The proposed ban of nitrous oxide could stop users seeking medical help in hospitals, health experts have warned.
In a letter to the government, seen by BBC Newsnight, 15 neurologists and related health experts say possession of the drug should not be criminalised.
Despite rising numbers of hospital patients suffering the effects of so-called laughing gas, they warn the ban could worsen the stigma around users.
The government has responded, saying it plans to go ahead with the ban.
Nitrous oxide is a colourless gas often sold in metal canisters. It is one of the most commonly used drugs by 16 to 24-year-olds,
Heavy use can lead to nerve-related symptoms – being unable to walk, falling over, or experiencing tingling or loss of sensation in the feet and hands. Some users have nerve-related bladder or bowel problems, erectile dysfunction or incontinence.
Supply of nitrous oxide for recreational use is currently banned – but possession is not.
And earlier this year, the government proposed an amendment to the law – which could come into force before the end of the year – meaning it would become illegal to possess the drug.
Writing to the minister for policing, Chris Philp, the 15 medical professionals say making possession of the drug illegal was “unlikely to translate to health benefits in our patients”.
That is despite leading medics telling Newsnight they have seen an increase of nitrous oxide patients.
The author of the letter, Dr Alastair Noyce, Professor of Neurology and Neuroepidemiology, said the ban risked creating “fear of a criminal record” among young users.
“People may delay coming to hospital at a time when their symptoms are treatable,” he said. “The net effect of that may be that they develop long-term harm damages.”

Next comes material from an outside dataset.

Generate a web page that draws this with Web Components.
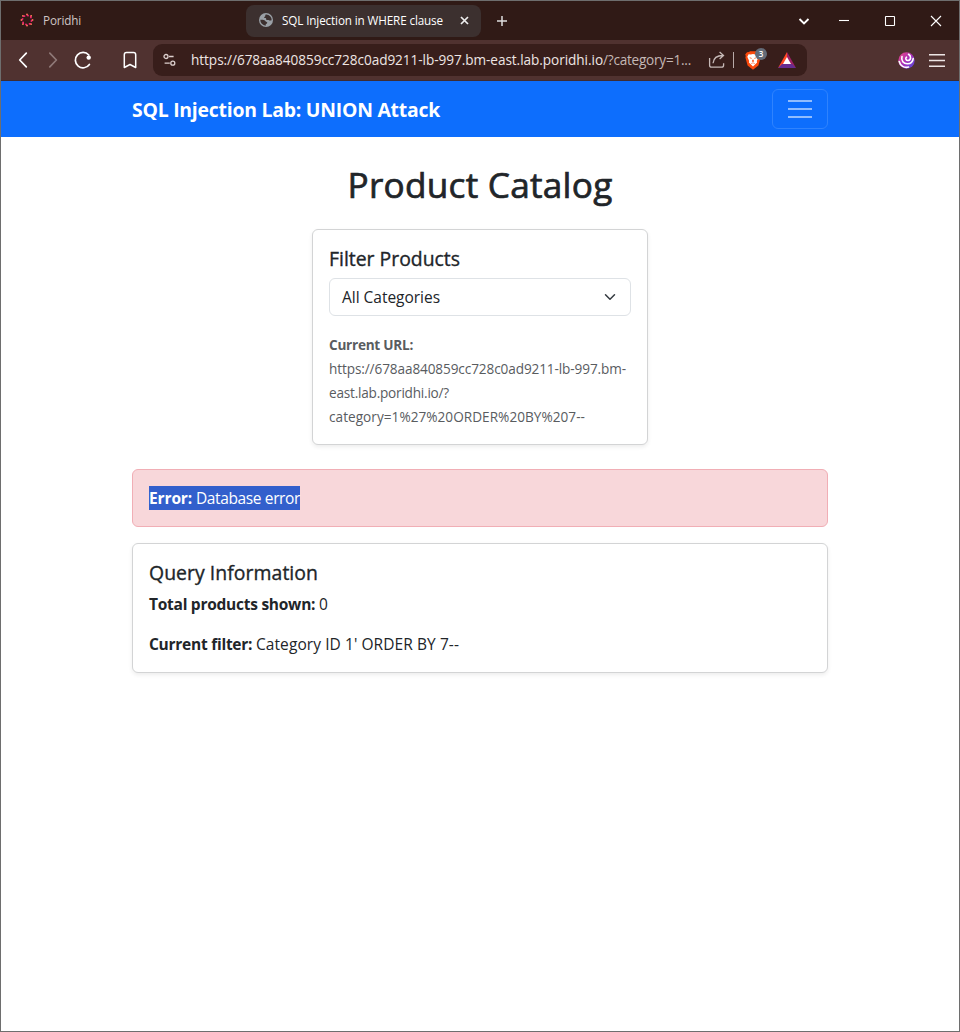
<!DOCTYPE html>
<html lang="en"><head><meta charset="utf-8"><title>SQL Injection in WHERE clause</title>
<style>
html,body{margin:0;height:100%;overflow:hidden}
body{font-family:"Open Sans","Noto Sans",sans-serif;color:#212529;background:#fff}
</style></head><body>
<browser-window>
  <tab-strip slot="chrome"></tab-strip>
  <tool-bar slot="chrome"></tool-bar>
  <nav-bar><fit-text w="308">SQL Injection Lab: UNION Attack</fit-text></nav-bar>
  <catalog-page></catalog-page>
</browser-window>
<script>
const define=(name,html,setup)=>{
  const t=document.createElement('template');t.innerHTML=html;
  customElements.define(name,class extends HTMLElement{
    constructor(){super();this.attachShadow({mode:'open'}).append(t.content.cloneNode(true));}
    connectedCallback(){if(setup)setup(this);}
  });
};

/* Inline label that spaces its letters so that it is w pixels wide. */
define('fit-text',`<style>:host{display:inline-block;white-space:pre;vertical-align:baseline}</style><slot></slot>`,el=>{
  const fit=()=>{
    el.style.letterSpacing='0px';
    const n=el.textContent.length, w=+el.getAttribute('w');
    const natural=el.getBoundingClientRect().width;
    if(w&&natural)el.style.letterSpacing=((w-natural)/n).toFixed(4)+'px';
  };
  window.addEventListener('load',fit);
});

define('browser-window',`<style>
:host{display:flex;flex-direction:column;box-sizing:border-box;width:960px;height:1032px;border:1px solid #6e6e6e;background:#fff}
.chrome{display:flex;flex-direction:column;border-bottom:1px solid #3e2c33}
</style><div class="chrome"><slot name="chrome"></slot></div><slot></slot>`);

define('tab-strip',`<style>
:host{display:flex;height:39px;align-items:center;background:#301a16;color:#cfc6c4;font-size:11.7px;line-height:16px}
svg{display:block;flex:none}
.tab{display:flex;align-items:center;box-sizing:border-box;height:32px;border-radius:8px;padding-bottom:1px}
.idle{width:239px;padding-left:13px;margin-left:6px;gap:9px}
.active{width:235px;background:#3c302f;color:#fff;padding-left:13px}
.active fit-text{margin:0 17px 0 9px}
.plus{margin-left:15px}
.win{display:flex;margin-left:auto}
</style>
<div class="tab idle"><svg width="14" height="14" viewBox="0 0 14 14" fill="none" stroke-linecap="round"><g stroke="#f0266f" stroke-width="1.8"><path d="M7 1.7 8 2.6M10.8 3.2l.1 1.3M12.3 7l-.9 1M10.8 10.8l-1.3.1M7 12.3l-1-.9M3.2 10.8l-.1-1.3M1.7 7l.9-1M3.2 3.2l1.3-.1"/></g><g stroke="#f99a45" stroke-width="1.4"><path d="M7 1.2h.01M11.3 2.8h.01M12.8 7h.01M11.2 11.3h.01M7 12.8h.01M2.8 11.2h.01M1.2 7h.01M2.8 2.8h.01"/></g></svg><fit-text w="38">Poridhi</fit-text></div>
<div class="tab active"><svg width="14" height="14" viewBox="0 0 14 14"><circle cx="7" cy="7" r="7" fill="#9aa0a6"/><path d="M7.4 1.5c-1 0-1.2.5-1.1 1.2.1.8-.6.8-1 1.2-.5.5.2 1 .9 1 .9 0 1 .7 1 1.3 0 .8.8 1 1.7.8 1-.2 1.2.5 2 .5.7 0 1.3-.4 1.8-.3A5.7 5.7 0 0 0 7.4 1.5ZM1.3 6.8c1.4 0 3.4 0 4.2.5.9.5 1 1.4 2 1.6 1 .2.9 1 .4 1.5-.5.5-1.2.6-1.2 1.3v1A5.7 5.7 0 0 1 1.3 6.8Z" fill="#3c302f"/></svg><fit-text w="161">SQL Injection in WHERE clause</fit-text><svg width="9" height="9" viewBox="0 0 9 9" stroke="#eee" stroke-width="1.7"><path d="m1 1 7 7M8 1 1 8"/></svg></div>
<svg class="plus" width="12" height="12" viewBox="0 0 12 12" stroke="#ddd" stroke-width="1.5"><path d="M6 1v10M1 6h10"/></svg>
<svg class="win" width="161" height="20" viewBox="798 10 161 20" fill="none" stroke="#fff" stroke-width="1.1"><path d="m799.5 18 4.5 4.5 4.5-4.5" stroke-width="1.9"/><path d="M839 19.5h10"/><rect x="885.5" y="15.5" width="9" height="9" rx=".5"/><path d="m931 15 10 10m0-10-10 10"/></svg>`);

define('tool-bar',`<style>
:host{display:flex;height:40px;align-items:center;background:#503230}
svg{display:block;flex:none}
.address{display:flex;align-items:center;box-sizing:border-box;width:654px;height:32px;background:#381e1b;border-radius:9px;font-size:13.6px;color:#eee5e3;padding-left:10px}
.address fit-text{padding-bottom:1px}
.path{color:#c4b8b5}
.shields{position:relative;margin-left:11px;width:22px;height:19px}
.badge{position:absolute;left:10px;top:-3px;width:12px;height:12px;border-radius:50%;background:#646b77;color:#fff;font-size:8px;font-weight:600;line-height:12px;text-align:center}
</style>
<svg width="152" height="40" viewBox="1 40 152 40" fill="none" stroke="#fff" stroke-width="1.7" stroke-linecap="round" stroke-linejoin="round"><path d="m26.3 53.2-6.6 6.8 6.6 6.8"/><path d="m49.8 53.2 6.6 6.8-6.6 6.8" stroke="#8f7977"/><path d="M89.4 64.5A7.7 7.7 0 1 1 88.8 55"/><circle cx="88.7" cy="57.6" r="2.2" fill="#fff" stroke="none"/><path d="M124.3 54.7c0-1.5.8-2.2 2.2-2.2h7c1.4 0 2.2.7 2.2 2.2v12.8l-5.7-3-5.7 3z" stroke-width="1.5"/></svg>
<div class="address">
<svg width="13" height="14" viewBox="0 0 13 14" fill="none" stroke="#ddd0ce" stroke-width="1.3"><circle cx="3" cy="3.5" r="2"/><path d="M6 3.5h4.6M1.6 10.2h5.2"/><circle cx="9.8" cy="10.2" r="2"/></svg>
<fit-text w="412" style="margin-left:15px">https://678aa840859cc728c0ad9211-lb-997.bm-east.lab.poridhi.io</fit-text><fit-text class="path" w="88">/?category=1...</fit-text>
<svg style="margin-left:17px" width="18" height="18" viewBox="0 0 18 18" fill="none" stroke="#c6b9b7" stroke-width="1.3"><path d="M1.6 7v7.2c0 1.3.7 2 2 2h10c1.3 0 2-.7 2-2v-2"/><path d="M5 12.2C5.5 7 8.5 4.5 15 4.5M11.6 1l3.9 3.5L11.6 8"/></svg>
<svg style="margin-left:6px" width="2" height="16"><path d="M1.5 0v16" stroke="#b8aaa8"/></svg>
<div class="shields"><svg width="16" height="19" viewBox="0 0 16 19"><path d="m4 1 1-.8h6l1.2 1L14 1l1.8 2.5-.6 1.5.4 1.5-2.2 8L8 18.7l-5.4-4.2-2.2-8L.8 5 .2 3.5 2 1.2z" fill="#fb4a0d"/><path d="m3.6 3.2 2.2.4L8 3.1l2.2.5 2.2-.4 1.3 2.5-1.9 4.2.3 1.7L8 15.6l-4.1-4 .3-1.7-1.9-4.2z" fill="#fff"/><path d="m4.2 6.3 2.5.6-.5 1zm7.6 0-2.5.6.5 1zM7.7 8.500h.6l.8 1.700L8 10.900l-1.100-.7z" fill="#fb4a0d"/><path d="m6.200 12.600 1.800-.8 1.800.8" fill="none" stroke="#fb4a0d" stroke-width=".6"/></svg><span class="badge">3</span></div>
<svg style="margin-left:11px" width="18" height="16" viewBox="0 0 18 16"><path d="M9 0 0 16l9-5.2z" fill="#ff4724"/><path d="m9 0 9 16-9-6z" fill="#9e1f63"/><path d="M0 16h18l-4-4H4z" fill="#662d91"/><path d="M9 5 5 12h8z" fill="#fff"/></svg>
</div>
<svg style="margin-left:91px" width="17" height="17" viewBox="0 0 17 17"><defs><linearGradient id="g" x2="1" y2="1"><stop stop-color="#ee4a80"/><stop offset=".5" stop-color="#a92fb8"/><stop offset="1" stop-color="#4b4ce0"/></linearGradient></defs><circle cx="8.5" cy="8.5" r="8.2" fill="url(#g)"/><path d="M8.500 5.200C7 6.500 8 8.800 10.200 8.500c3-.5 3.200-4.500.3-6.200M4 4.500C2.800 8.500 5.500 12 9.600 11.800c3.200-.2 5.200-2.300 5.600-5.200M1.200 9.500c1 4.500 5.200 6.700 9.300 5.500" fill="none" stroke="#fff" stroke-width="1.600" stroke-linecap="round"/></svg>
<svg style="margin-left:13px" width="18" height="16" viewBox="0 0 18 16" stroke="#eee6e5" stroke-width="1.5"><path d="M1 2.700h16M1 8.500h16M1 14.300h16"/></svg>`);

define('nav-bar',`<style>
:host{display:flex;align-items:center;justify-content:space-between;box-sizing:border-box;height:56px;padding:0 131px;background:#0d6efd;color:#fff;font-size:19.4px;font-weight:700;line-height:30px}
slot{display:block;padding-top:2px}
button{display:flex;align-items:center;justify-content:center;box-sizing:border-box;width:56px;height:40px;padding:0;background:none;border:1px solid #2f83fe;border-radius:6px}
</style><slot></slot><button aria-label="Toggle navigation"><svg width="30" height="30" viewBox="0 0 30 30"><path stroke="rgba(255,255,255,.55)" stroke-width="2" d="M3 7h24M3 15h24M3 23h24"/></svg></button>`);

define('info-card',`<style>
:host{display:block;box-sizing:border-box;padding:16px;background:#fff;border:1px solid #d3d4d5;border-radius:6px;box-shadow:0 2px 4px rgba(0,0,0,.075)}
h5{margin:0 0 8px;height:24px;font-size:19.4px;line-height:26px;font-weight:500;-webkit-text-stroke:.35px currentColor}
</style><h5><slot name="title"></slot></h5><slot></slot>`);

define('category-select',`<style>
:host{display:flex;align-items:center;justify-content:space-between;box-sizing:border-box;height:38px;padding:0 12px;border:1px solid #dee2e6;border-radius:6px;font-size:15.5px;line-height:24px}
</style><slot></slot><svg width="16" height="12" viewBox="0 0 16 16"><path fill="none" stroke="#343a40" stroke-linecap="round" stroke-linejoin="round" stroke-width="2" d="m2 5 6 6 6-6"/></svg>`);

define('error-alert',`<style>
:host{display:block;box-sizing:border-box;height:58px;padding:16px;background:#f8d7da;border:1px solid #f1aeb5;border-radius:6px;font-size:15.5px;line-height:24px}
.sel{display:inline-flex;height:24px;background:#325fcc;color:#fff}
</style><span class="sel"><slot></slot></span>`);

define('catalog-page',`<style>
:host{display:flex;flex-direction:column;padding:24px 131px}
h1{margin:0 0 24px;height:44px;font-size:35.2px;font-weight:500;line-height:46px;text-align:center;-webkit-text-stroke:.7px currentColor}
.filter{width:336px;height:216px;align-self:center;margin-bottom:24px}
.url{margin:17px 0 0;font-size:13.6px;line-height:24px;color:#595c5f}
.url fit-text{display:block;width:max-content}
b{font-weight:700}
p{margin:0;font-size:15.5px;line-height:24px}
p+p{margin-top:16px}
.query{margin-top:16px}
</style>
<h1><fit-text w="265">Product Catalog</fit-text></h1>
<info-card class="filter"><fit-text slot="title" w="131">Filter Products</fit-text>
<category-select><fit-text w="98">All Categories</fit-text></category-select>
<div class="url"><fit-text w="84"><b>Current URL:</b></fit-text><fit-text w="297">https://678aa840859cc728c0ad9211-lb-997.bm-</fit-text><fit-text w="120">east.lab.poridhi.io/?</fit-text><fit-text w="256">category=1%27%20ORDER%20BY%207--</fit-text></div></info-card>
<error-alert><fit-text w="47"><b>Error: </b></fit-text><fit-text w="104">Database error</fit-text></error-alert>
<info-card class="query"><fit-text slot="title" w="169">Query Information</fit-text>
<p><fit-text w="170"><b>Total products shown: </b></fit-text><fit-text w="9">0</fit-text></p>
<p><fit-text w="107"><b>Current filter: </b></fit-text><fit-text w="203">Category ID 1' ORDER BY 7--</fit-text></p></info-card>`);
</script></body></html>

He said there was “very little evidence that the criminalisation will lead to reductions in neurological harm and will impact people’s opportunities who are not in education and employment”.
The letter urged the government to fund a national education campaign in schools and through the media “to ensure the public understand the risks posed by nitrous oxide misuse”.
Under the proposals, those found in possession of the drug could face up to two years in prison, an unlimited fine, or both. The government has launched consultations of the plan, both with experts and the public.
Experts have previously said a ban on laughing gas will not stop people using it. The Drug Science scientific charity said a blanket ban was “completely disproportionate” and “would likely deliver more harm than good”.
However, Mohammad Ashfaq, who runs Kick It, a grassroots organisation in Birmingham, said the proposed ban would help stop misuse of the drug. “At the moment, it is very difficult for the police to completely eradicate,” he said. “Communities are getting frustrated. The law will make a difference. It would be a lot clearer.”
BBC Newsnight also spoke with Katherine Bramwell, from South Wirral, who said she didn’t know anything about nitrous oxide until her son got addicted. She says he found it hard to get off the substance due to the psychological dependence.
“When you’re the one going to pick your son off from somewhere and finding him just basically lay there – can’t walk, can’t speak. You know, you’re waiting for a call to tell you that your son is dead.”
In a statement to Newsnight, the government said it would proceed with the nitrous oxide ban. It said it had set out a “clear strategy” in its anti-social behaviour action plan “for the police to deal with the misuse of this substance”.